- Born: 27 August 1941 Buchach, Poland
- Died: 3 October 2024 (aged 83) Hudson, Quebec, Canada
- Occupation: Immunologist
- Awards: National Order of Quebec

= Emil Skamene =

Canadian Immunologist (1941–2024)

Emil Skamene, (27 August 1941 – 3 October 2024) was a Canadian immunologist, medical researcher, and pioneer in genetic research.
== Early life ==

Skamene was born in Buczacz, Poland (now part of Ukraine). Many of his family members were killed in Nazi death camps, but he escaped and was adopted by a Czech family.
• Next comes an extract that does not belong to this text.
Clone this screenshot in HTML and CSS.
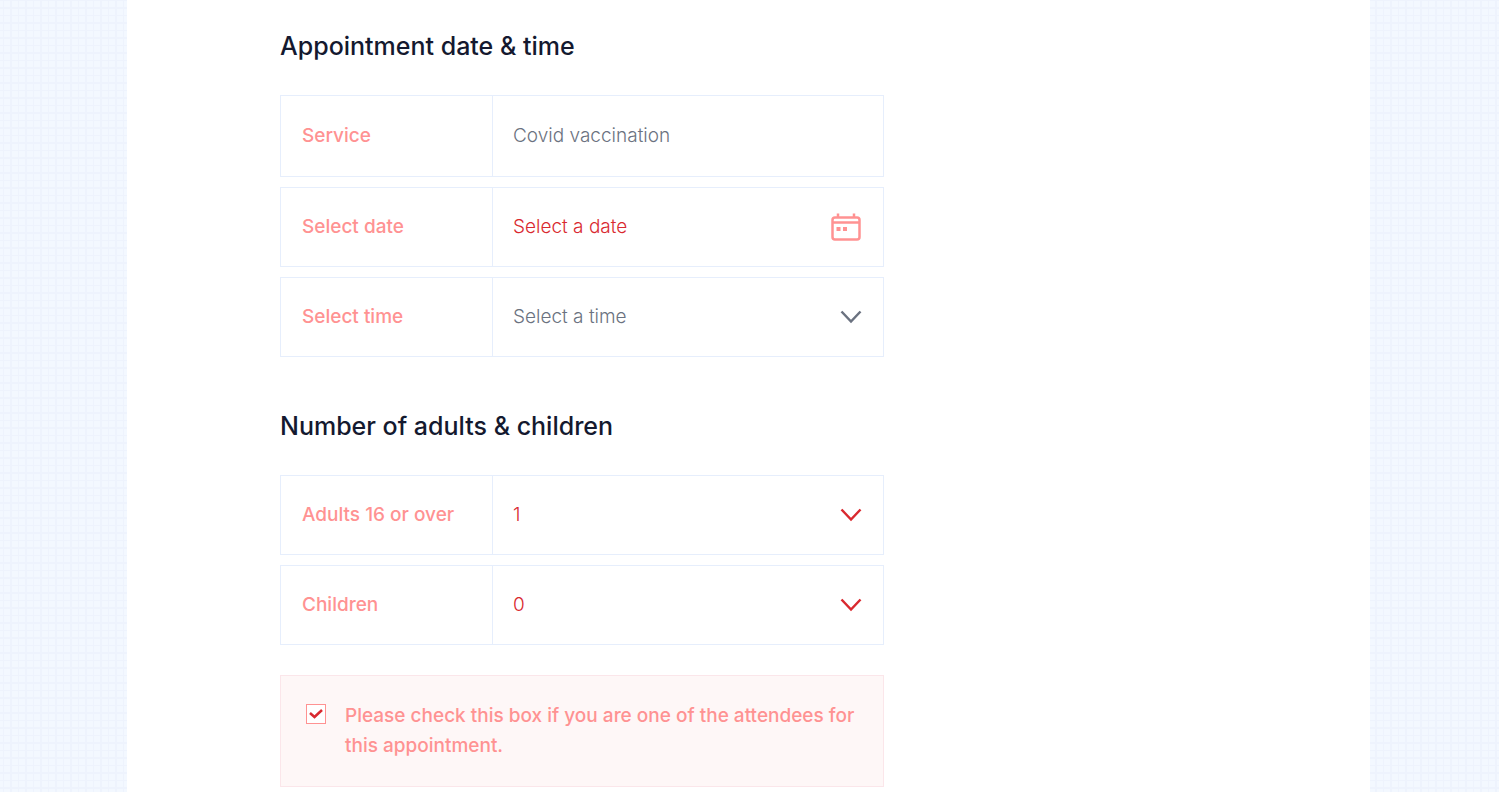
FILE: index.html
```html
<!DOCTYPE html>
<html lang="en">
<head>
    <meta charset="UTF-8">
    <meta name="viewport" content="width=device-width, initial-scale=1.0">
    <title>Book Appointment</title>
    <link rel="stylesheet" href="styles.css">
</head>
<body>
    <div class="page">
        <main class="panel">
            <form id="appointmentForm" class="booking-form">
                <h2>Appointment date &amp; time</h2>
                <div class="field field-static">
                    <label for="service">Service</label>
                    <div class="control">
                        <input type="text" id="service" name="service" value="Covid vaccination" readonly>
                    </div>
                </div>
                <div class="field">
                    <label for="date">Select date</label>
                    <div class="control active">
                        <input type="text" id="date" name="date" placeholder="Select a date">
                        <svg class="icon calendar" viewBox="0 0 60 56" aria-hidden="true">
                            <rect x="3" y="9" width="54" height="44" rx="5" />
                            <path d="M3 19h54M14 1v8M46 1v8" />
                            <path class="dots" d="M11 28h8v8h-8zM24 28h8v8h-8z" />
                        </svg>
                    </div>
                </div>
                <div class="field">
                    <label for="time">Select time</label>
                    <div class="control">
                        <select id="time" name="time">
                            <option>Select a time</option>
                        </select>
                        <svg class="icon chevron" viewBox="0 0 44 28" aria-hidden="true"><path d="M3 3L22 23L41 3" /></svg>
                    </div>
                </div>

                <h2>Number of adults &amp; children</h2>
                <div class="field">
                    <label for="adults">Adults 16 or over</label>
                    <div class="control active">
                        <select id="adults" name="adults">
                            <option>1</option>
                            <option>2</option>
                            <option>3</option>
                        </select>
                        <svg class="icon chevron" viewBox="0 0 44 28" aria-hidden="true"><path d="M3 3L22 23L41 3" /></svg>
                    </div>
                </div>
                <div class="field">
                    <label for="children">Children</label>
                    <div class="control active">
                        <select id="children" name="children">
                            <option>0</option>
                            <option>1</option>
                            <option>2</option>
                        </select>
                        <svg class="icon chevron" viewBox="0 0 44 28" aria-hidden="true"><path d="M3 3L22 23L41 3" /></svg>
                    </div>
                </div>

                <div class="notice">
                    <span class="checkbox">
                        <input type="checkbox" id="attendee" name="attendee" checked>
                        <svg viewBox="0 0 40 40" aria-hidden="true"><path d="M8 18L17 26L32 12" /></svg>
                    </span>
                    <label for="attendee">Please check this box if you are one of the attendees for this appointment.</label>
                </div>
            </form>
        </main>
    </div>
</body>
</html>
```
FILE: styles.css
```css
* {
    box-sizing: border-box;
}

body {
    margin: 0;
    background-color: #fff;
    font-family: Inter, "Liberation Sans", sans-serif;
    font-size: 19px;
    color: #6b7280;
}

/* squared paper behind the panel */
.page {
    min-height: 100vh;
    margin-right: 6px;
    padding: 0 129px 0 127px;
    background-color: #f3f8ff;
    background-image:
        linear-gradient(90deg, transparent 3px, #eef3fd 3px, #eef3fd 4px, transparent 4px, transparent 10px, #eef3fd 10px, #eef3fd 12px, transparent 12px),
        linear-gradient(#eef3fd 1px, transparent 1px, transparent 7px, #eef3fd 7px, #eef3fd 9px, transparent 9px);
    background-size: 15px 15px;
}

.panel {
    min-height: 100vh;
    padding: 26px 153px 5px;
    background-color: #fff;
}

.booking-form {
    max-width: 604px;
}

h2 {
    margin: 0 0 29px;
    font-size: 25px;
    font-weight: 500;
    line-height: 40px;
    color: #14192f;
}

.field + h2 {
    margin-top: 49px;
}

.field {
    display: flex;
    height: 80px;
    border: 1px solid #e6eefc;
}

.field-static {
    height: 82px;
}

.field + .field {
    margin-top: 10px;
}

.field label {
    display: flex;
    align-items: center;
    width: 212px;
    padding: 0 0 2px 21px;
    border-right: 1px solid #e6eefc;
    font-weight: 500;
    color: #ff9292;
}

.control {
    position: relative;
    flex: 1;
}

.control input,
.control select {
    display: block;
    width: 100%;
    height: 100%;
    margin: 0;
    padding: 0 60px 2px 20px;
    border: none;
    outline: none;
    background: none;
    appearance: none;
    font: inherit;
    font-weight: 300;
    color: #6b7280;
}

.control.active select,
.control.active input,
.control.active input::placeholder {
    color: #d9292f;
    opacity: 1;
}

.icon {
    position: absolute;
    top: 50%;
    right: 21px;
    transform: translateY(-50%);
    fill: none;
    stroke: #6b7280;
    stroke-width: 5;
    pointer-events: none;
}

.chevron {
    width: 22px;
    height: 14px;
}

.active .chevron {
    stroke: #d9292f;
}

.calendar {
    right: 22px;
    width: 30px;
    height: 28px;
}

.active .calendar {
    stroke: #ff9292;
}

.calendar .dots {
    fill: #ff9292;
    stroke: none;
}

.notice {
    display: flex;
    margin-top: 30px;
    padding: 25px 21px 25px 25px;
    border: 1px solid #fbe6ea;
    background-color: #fef7f7;
}

.notice label {
    margin-left: 19px;
    font-weight: 500;
    line-height: 30px;
    color: #ff9292;
}

.checkbox {
    position: relative;
    flex: none;
    width: 20px;
    height: 20px;
    margin-top: 3px;
}

.checkbox input {
    display: block;
    width: 20px;
    height: 20px;
    margin: 0;
    border: 1px solid #ff9292;
    background-color: #fff;
    appearance: none;
}

.checkbox svg {
    position: absolute;
    top: 0;
    left: 0;
    width: 20px;
    height: 20px;
    fill: none;
    stroke: #d9292f;
    stroke-width: 5;
    pointer-events: none;
}

.checkbox input:not(:checked) + svg {
    display: none;
}
```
He received his MD and PhD from Charles University in Prague before carrying out post-doctoral research at Harvard Medical School from 1968-1970 and later specialty training in allergy and immunology at McGill University from 1970-1974.

== Research career ==

Skamene was the Director of Research for the McGill University Health Centre, the Director of the Centre for the Study of Host Resistance, and a Professor in the Department of Medicine, the Department of Human Genetics, and the Institute of Parasitology.

In 2005, he was made a Knight (Chevalier) of the National Order of Quebec. In 2001, he was awarded the Prix Armand-Frappier. In 1997, he was made a Fellow of the Royal Society of Canada.

Skamene died in Hudson, Quebec on 3 October 2024, at the age of 83.